NEW YORK (AP) _ The Dow Jones industrial average, which soared 1,900 points in four months, gave up 247.37 points Friday as it spiraled to its second-worst point drop ever.

The drop, which sent the Dow to 7,694.66, wiped out last month's exhilaration over topping the 8,000 mark and every recorded plunge except the 508-point Black Monday crash of Oct. 19, 1987.

The selloff capped a dizzying seven-day decline of 565 points, or almost 7 percent, from the rarefied height of 8,259.31 reached Aug. 6.

But at 3.1 percent, Friday's decline _ prompted largely by computer selling programs and fears that the bull market has overvalued stocks _ pales in comparison with the 22.6 percent freefall in 1987. Investors viewed the plunge as the correction _ or part of the correction _ many have been waiting for.

``This is a bit of a pause after a hell of a run,'' said William M. Lefevre, senior market analyst at Ehrenkrantz King Nussbaum.

Traders are worried about inflation, interest rates and the outlook for corporate earnings. But they also were aware that even with the selloff, the Dow is up more than 19 percent this year, double what many analysts had been expecting for all of 1997.

In yet another day of gyrations, the Dow Jones industrial average stumbled badly in the final 30 minutes of trading Friday, for the lowest close since June 30.

The selloff extended to 6.8 percent the retreat from the record set last week and marked the steepest slide since the Dow plunged almost 10 percent in March and early April before returning to uncharted heights.

Stocks were led lower as interest rates rose in the bond market. The decline on Wall Street was aggravated by computer-driven selling typical of ``double witching'' days such as Friday, when options contracts expire on stocks and stock indexes.

Beyond the Dow, broader market indexes also tumbled.

Declining issues outnumbered advancers by a nearly 3-to-1 margin on the New York Stock Exchange, where volume totaled 534.41 million shares as of the 4 p.m. close vs. 530.52 million in the previous session.

The Standard & Poor's 500-stock list was down 13.14 at 911.63, and the NYSE composite index fell 10.56 at 469.10.

The Nasdaq composite index was down 24.65 at 1,562.04, and the American Stock Exchange composite index was off 4.88 at 635.51.

Some investors said the decline was overdue after the market's wild ride to the record books. But there also are more fundamental concerns about the course of interest rates and corporate profits, especially in advance of a meeting Tuesday by Federal Reserve Board policy-makers.

Fed Chairman Alan Greenspan has said that the nation's central bank is prepared to raise interest rates if a pre-emptive strike against inflation is needed.

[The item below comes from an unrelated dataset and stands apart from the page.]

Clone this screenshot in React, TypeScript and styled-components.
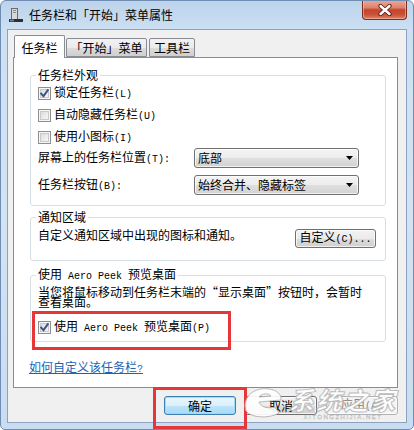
import React from "react";
import styled, { createGlobalStyle } from "styled-components";

const GlobalStyle = createGlobalStyle`
  html, body { margin: 0; padding: 0; background: #ffffff; }
  body {
    font-family: "Noto Sans CJK SC", "Noto Sans", sans-serif;
    font-size: 12px;
    color: #000;
  }
  * { box-sizing: border-box; }
`;

const Window = styled.div`
  position: relative;
  width: 414px;
  height: 430px;
  display: flex;
  flex-direction: column;
  border: 1px solid #6f8db2;
  border-radius: 6px 6px 5px 5px;
  background: linear-gradient(180deg, #bcd3eb 0%, #cde0f3 7%, #d3e3f4 50%, #cadcef 100%);
  overflow: hidden;
`;

const TitleBar = styled.div`
  height: 28px;
  flex: none;
  display: flex;
  align-items: center;
  padding-left: 7px;
`;

const TitleText = styled.span`
  margin-left: 5px;
  font-size: 12px;
  color: #000;
  line-height: 14px;
`;

const CloseButton = styled.div`
  align-self: flex-start;
  margin-left: auto;
  margin-right: 6px;
  margin-top: -1px;
  width: 45px;
  height: 20px;
  border: 1px solid #7a2e22;
  border-top: none;
  border-radius: 0 0 4px 4px;
  background: linear-gradient(180deg, #e9ab9c 0%, #dd836d 40%, #c5452d 52%, #c94f35 75%, #df8266 100%);
  box-shadow: inset 0 0 0 1px rgba(255, 220, 210, 0.45);
  display: flex;
  align-items: center;
  justify-content: center;
`;

const Client = styled.div`
  flex: 1;
  margin: 0 6px 6px 6px;
  border: 1px solid #8ca2bf;
  background: #f0f0f0;
  display: flex;
  flex-direction: column;
  padding: 5px 8px 0 5px;
`;

const TabStrip = styled.div`
  height: 22px;
  display: flex;
  align-items: flex-end;
  padding-left: 1px;
  position: relative;
  z-index: 1;
`;

const Tab = styled.div<{ $active?: boolean; $w: number }>`
  width: ${(p) => p.$w}px;
  height: ${(p) => (p.$active ? 23 : 19)}px;
  margin-bottom: ${(p) => (p.$active ? -1 : 0)}px;
  margin-right: ${(p) => (p.$active ? 1 : 2)}px;
  border: 1px solid #898c95;
  border-bottom: ${(p) => (p.$active ? "none" : "1px solid #898c95")};
  border-radius: 2px 2px 0 0;
  background: ${(p) =>
    p.$active
      ? "#ffffff"
      : "linear-gradient(180deg, #f2f2f2 0%, #ebebeb 50%, #dddddd 51%, #cfcfcf 100%)"};
  display: flex;
  justify-content: center;
  align-items: center;
  padding-top: 1px;
  font-size: 12px;
  line-height: 14px;
  white-space: nowrap;
`;

const Panel = styled.div`
  height: 331px;
  flex: none;
  background: #ffffff;
  border: 1px solid #898c95;
  display: flex;
  flex-direction: column;
  padding: 0 11px 0 16px;
`;

const Group = styled.fieldset<{ $top: number; $pb: number }>`
  margin: ${(p) => p.$top}px 0 0 0;
  padding: 0 9px ${(p) => p.$pb}px 7px;
  min-width: 0;
  border: 1px solid #d5dfe5;
  border-radius: 3px;
  display: flex;
  flex-direction: column;
`;

const Legend = styled.legend`
  padding: 0 2px;
  margin-left: -2px;
  font-size: 12px;
  line-height: 14px;
  white-space: pre;
`;

const Lt = styled.span`
  font-family: "Liberation Mono", monospace;
  font-size: 10px;
`;

const Label = styled.span`
  white-space: pre;
  line-height: 14px;
`;

const CheckRow = styled.div<{ $highlight?: boolean; $mt?: number }>`
  position: relative;
  height: 22px;
  margin-top: ${(p) => p.$mt ?? 0}px;
  display: flex;
  align-items: center;

  ${(p) =>
    p.$highlight
      ? `&::after {
      content: "";
      position: absolute;
      left: -6px;
      top: -5px;
      width: 193px;
      height: 33px;
      border: 3px solid #e5373a;
      pointer-events: none;
    }`
      : ""}
`;

const Box = styled.span`
  width: 13px;
  height: 13px;
  flex: none;
  margin-right: 3px;
  border: 1px solid #8f8f8f;
  background: linear-gradient(135deg, #d6d6d6 0%, #eeeeee 60%, #fafafa 100%);
  box-shadow: inset 0 0 0 1px #f6f6f6, inset 0 0 0 2px #c9c9c9;
  display: flex;
  align-items: center;
  justify-content: center;
`;

const SelectRow = styled.div<{ $mt: number }>`
  margin-top: ${(p) => p.$mt}px;
  display: grid;
  grid-template-columns: 156px 165px;
  align-items: center;
  height: 20px;
  white-space: nowrap;
  line-height: 14px;
`;

const Select = styled.div`
  height: 20px;
  border: 1px solid #707070;
  border-radius: 3px;
  background: linear-gradient(180deg, #f4f4f4 0%, #ececec 50%, #dfdfdf 51%, #d2d2d2 100%);
  box-shadow: inset 0 0 0 1px rgba(255, 255, 255, 0.7);
  display: flex;
  align-items: center;
  padding: 0 5px 0 3px;
  line-height: 14px;
`;

const SelectText = styled.span`
  flex: 1;
  white-space: nowrap;
`;

const NotifyRow = styled.div`
  display: flex;
  justify-content: space-between;
  align-items: flex-start;
`;

const NotifyText = styled.span`
  margin-top: 4px;
  line-height: 14px;
  white-space: nowrap;
`;

const Button = styled.div<{ $w: number; $kind?: "default" | "disabled" | "normal" }>`
  width: ${(p) => p.$w}px;
  height: 19px;
  flex: none;
  border: 1px solid
    ${(p) => (p.$kind === "default" ? "#3c7fb1" : p.$kind === "disabled" ? "#adb2b5" : "#707070")};
  border-radius: 3px;
  background: ${(p) =>
    p.$kind === "default"
      ? "linear-gradient(180deg, #eaf6fd 0%, #d9f0fc 50%, #bee6fd 51%, #a7d9f5 100%)"
      : p.$kind === "disabled"
      ? "#f4f4f4"
      : "linear-gradient(180deg, #f2f2f2 0%, #ebebeb 50%, #dddddd 51%, #cfcfcf 100%)"};
  box-shadow: inset 0 0 0 1px
    ${(p) => (p.$kind === "default" ? "rgba(150, 220, 250, 0.9)" : "rgba(255, 255, 255, 0.7)")};
  color: ${(p) => (p.$kind === "disabled" ? "#838383" : "#000")};
  display: flex;
  align-items: center;
  justify-content: center;
  line-height: 14px;
  white-space: nowrap;
`;

const NotifyButton = styled(Button)`
  margin-top: 5px;
`;

const Desc = styled.div`
  margin-top: 3px;
  line-height: 10px;
  white-space: nowrap;
`;

const HelpLink = styled.a`
  margin-top: 18px;
  margin-left: -1px;
  align-self: flex-start;
  color: #1a64b5;
  text-decoration: underline;
  line-height: 14px;
  cursor: pointer;
`;

const ButtonRow = styled.div`
  margin-top: 8px;
  display: flex;
  justify-content: flex-end;
  gap: 9px;
`;

const Highlight = styled.div`
  position: relative;
  display: flex;
  &::after {
    content: "";
    position: absolute;
    left: -11px;
    top: -9px;
    width: 88px;
    height: 36px;
    border: 3px solid #e5373a;
    pointer-events: none;
  }
`;

const Watermark = styled.div`
  position: absolute;
  left: 240px;
  top: 383px;
  display: flex;
  align-items: flex-start;
  gap: 4px;
  opacity: 0.92;
  pointer-events: none;
`;

const WatermarkText = styled.div`
  display: flex;
  flex-direction: column;
  align-items: center;
`;

const WatermarkTitle = styled.span`
  font-family: "Noto Sans CJK SC", sans-serif;
  font-size: 25px;
  font-weight: 900;
  line-height: 30px;
  letter-spacing: 2px;
  color: #ffffff;
  -webkit-text-stroke: 1px #b9b9b9;
  font-style: italic;
`;

const WatermarkSub = styled.span`
  font-family: "Liberation Sans", sans-serif;
  font-size: 6px;
  line-height: 7px;
  letter-spacing: 1.5px;
  color: #ffffff;
  -webkit-text-stroke: 0.3px #aaaaaa;
`;

const ArrowIcon = () => (
  <svg width="7" height="4" viewBox="0 0 7 4">
    <path d="M0 0 H7 L3.5 4 Z" fill="#000" />
  </svg>
);

const Check = ({ checked }: { checked?: boolean }) => (
  <Box>
    {checked && (
      <svg width="9" height="9" viewBox="0 0 9 9">
        <path d="M1.2 4.6 L3.5 7.2 L7.8 1.2" fill="none" stroke="#3f5486" strokeWidth="2" strokeLinecap="square" />
      </svg>
    )}
  </Box>
);

const TaskbarIcon = () => (
  <svg width="16" height="16" viewBox="0 0 16 16">
    <rect x="3.5" y="1.5" width="6" height="11" fill="#d8d8d8" stroke="#6b6b6b" />
    <rect x="5" y="3" width="3" height="1" fill="#8a8a8a" />
    <rect x="5" y="5" width="3" height="1" fill="#8a8a8a" />
    <rect x="1" y="12" width="14" height="3" fill="#2f2f2f" />
    <rect x="2" y="12.5" width="4" height="2" fill="#5a7fa8" />
  </svg>
);

const CloseGlyph = () => (
  <svg width="14" height="12" viewBox="0 0 14 12">
    <path d="M2.5 2 L11.5 10 M11.5 2 L2.5 10" stroke="#5a1d14" strokeWidth="4.2" strokeLinecap="round" />
    <path d="M2.5 2 L11.5 10 M11.5 2 L2.5 10" stroke="#ffffff" strokeWidth="2.4" strokeLinecap="round" />
  </svg>
);

const WatermarkLogo = () => (
  <svg width="44" height="36" viewBox="0 0 44 36">
    <path
      d="M4 22 C4 10 16 3 28 5 C36 6 41 11 40 16 L18 18 C20 23 26 25 34 23 L38 29 C28 35 10 34 5 27 Z M18 13 L30 12 C28 9 21 9 18 13 Z"
      fill="#ffffff"
      stroke="#b5b5b5"
      strokeWidth="1"
      fillRule="evenodd"
    />
  </svg>
);

export default function App() {
  return (
    <>
      <GlobalStyle />
      <Window>
        <TitleBar>
          <TaskbarIcon />
          <TitleText>任务栏和「开始」菜单属性</TitleText>
          <CloseButton>
            <CloseGlyph />
          </CloseButton>
        </TitleBar>
        <Client>
          <TabStrip>
            <Tab $active $w={51}>任务栏</Tab>
            <Tab $w={81}>「开始」菜单</Tab>
            <Tab $w={46}>工具栏</Tab>
          </TabStrip>
          <Panel>
            <Group $top={10} $pb={10}>
              <Legend>任务栏外观</Legend>
              <CheckRow>
                <Check checked />
                <Label>
                  锁定任务栏<Lt>(L)</Lt>
                </Label>
              </CheckRow>
              <CheckRow>
                <Check />
                <Label>
                  自动隐藏任务栏<Lt>(U)</Lt>
                </Label>
              </CheckRow>
              <CheckRow>
                <Check />
                <Label>
                  使用小图标<Lt>(I)</Lt>
                </Label>
              </CheckRow>
              <SelectRow $mt={0}>
                <Label>
                  屏幕上的任务栏位置<Lt>(T):</Lt>
                </Label>
                <Select>
                  <SelectText>底部</SelectText>
                  <ArrowIcon />
                </Select>
              </SelectRow>
              <SelectRow $mt={7}>
                <Label>
                  任务栏按钮<Lt>(B):</Lt>
                </Label>
                <Select>
                  <SelectText>始终合并、隐藏标签</SelectText>
                  <ArrowIcon />
                </Select>
              </SelectRow>
            </Group>

            <Group $top={4} $pb={12}>
              <Legend>通知区域</Legend>
              <NotifyRow>
                <NotifyText>自定义通知区域中出现的图标和通知。</NotifyText>
                <NotifyButton $w={81}>
                  <Label>
                    自定义<Lt>(C)...</Lt>
                  </Label>
                </NotifyButton>
              </NotifyRow>
            </Group>

            <Group $top={6} $pb={3}>
              <Legend>
                使用<Lt> Aero Peek </Lt>预览桌面
              </Legend>
              <Desc>
                当您将鼠标移动到任务栏末端的“显示桌面”按钮时，会暂时
                <br />
                查看桌面。
              </Desc>
              <CheckRow $highlight $mt={9}>
                <Check checked />
                <Label>
                  使用<Lt> Aero Peek </Lt>预览桌面<Lt>(P)</Lt>
                </Label>
              </CheckRow>
            </Group>

            <HelpLink>
              如何自定义该任务栏<Lt>?</Lt>
            </HelpLink>
          </Panel>
          <ButtonRow>
            <Highlight>
              <Button $w={72} $kind="default">确定</Button>
            </Highlight>
            <Button $w={72} $kind="normal">取消</Button>
            <Button $w={72} $kind="disabled">
              <Label>
                应用<Lt>(A)</Lt>
              </Label>
            </Button>
          </ButtonRow>
        </Client>
        <Watermark>
          <WatermarkLogo />
          <WatermarkText>
            <WatermarkTitle>系统之家</WatermarkTitle>
            <WatermarkSub>XITONGZHIJIA.NET</WatermarkSub>
          </WatermarkText>
        </Watermark>
      </Window>
    </>
  );
}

While the Fed is not expected to push up interest rates next week to cool off an economy that has been growing for seven years, such a move would slow consumer spending and raise corporate operating costs.

``I think what the market is telling us is we need some more time for this correction to unfold,'' said Anthony O'Bryan, market analyst for A.G. Edwards & Sons in St. Louis.

Meanwhile, research analysts lowered their predictions for Gillette Co.'s third-quarter earnings, which raised concerns about disappointing earnings from other companies.

Gillette fell 4 3/16 at 85 7/8.

Among the 30 Dow industrials, 29 fell, led by Procter & Gamble, down 7 11/16 at 136 3/4, followed by General Electric, off 4 at 62 3/4. IBM fell below 100, declining 3 11/16 to 99 15/16.

The lone Dow winner was Eastman Kodak, up 1/4 at 63 3/8.

Overseas, Tokyo's Nikkei stock average closed up 0.5 percent. Frankfurt's DAX index was down 1.9 percent and London's FT-SE 100 was down 2.5 percent.